Not quite, according to Tom Folsom's breezy -- and largely sympathetic -- biography, "Hopper."

Hopper's life was beyond imagination. Actually born in Dodge City in 1936, Hopper's first four film appearances were in Johnny Guitar (1954), Rebel Without a Cause (1955), Giant (1956), and Gunfight at the O.K. Corral (1957). Hopper was also a gifted photographer and painter and had a fabulous art collection (one he recreated several times after losing his first collection to his first wife and his second to IRS).

But his next directorial effort following Rider was a monumental failure, and he entered a long-period of drug and alcohol abuse and a disorganized lifestyle that he eventually turned around following his appearance as a drug-addled reporter in Apocalypse Now (1979). Hopper re-emerged sober in Blue Velvet (1986) and went on to make films until he was nearly 70 (he died at age 74) and, perhaps ironically, became an advertising symbol for Americans of his era.

But let's return to his business partners in filming Rider. One (who appeared in the film) was Phil Spector, with whom Hopper fell out. More important were his relationships with his co-auteurs of that film. Peter Fonda wasn't invited to Hopper's funeral in Taos, a typical Hopper showcase event, but flew to be there anyhow. He was turned away at the adobe church door where the service was held.

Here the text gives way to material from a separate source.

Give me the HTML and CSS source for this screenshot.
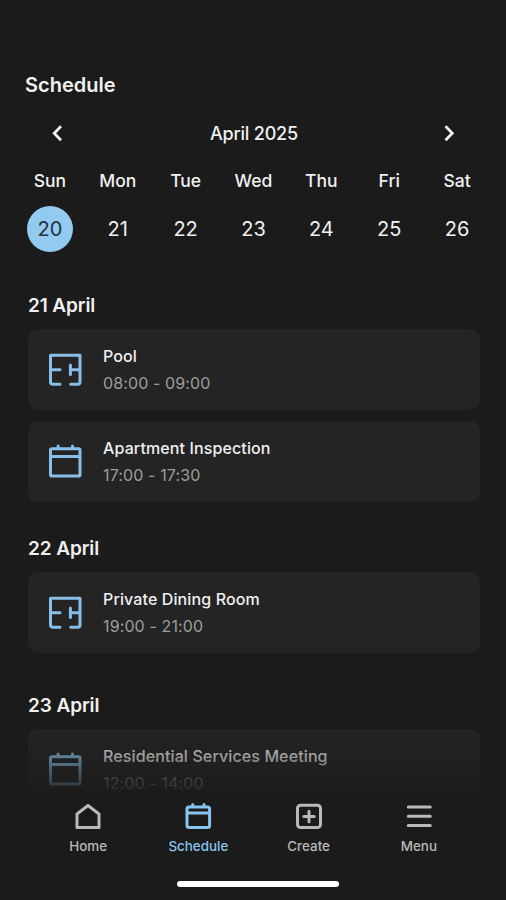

Hopper always reckoned that Fonda's receipt of 41 percent of "Rider" to his 33 percent was unfair, and eventually, long sober (in 1995), he unsuccessfully sued Fonda to redress the wrong he perceived was done to him.

But that's not the saddest story among the film's creators. Terry Southern got no points in the film, and eventually -- as he came on hard times -- began to write pleading letters to Hopper requesting a single point. Instead, Hopper -- also in the 1990s and long sober -- threatened Southern if he continued to claim a role in writing Rider. Southern died impoverished, collapsing on the steps of Columbia University where he was teaching a screenwriting course. Among his papers found after his death were large segments of the "Rider" screenplay (now available at the New York Public Library).

And, so, the tragic ending of Rider, where its heroes were shot and killed and their bikes burned, was only part of the tragedy behind the movie.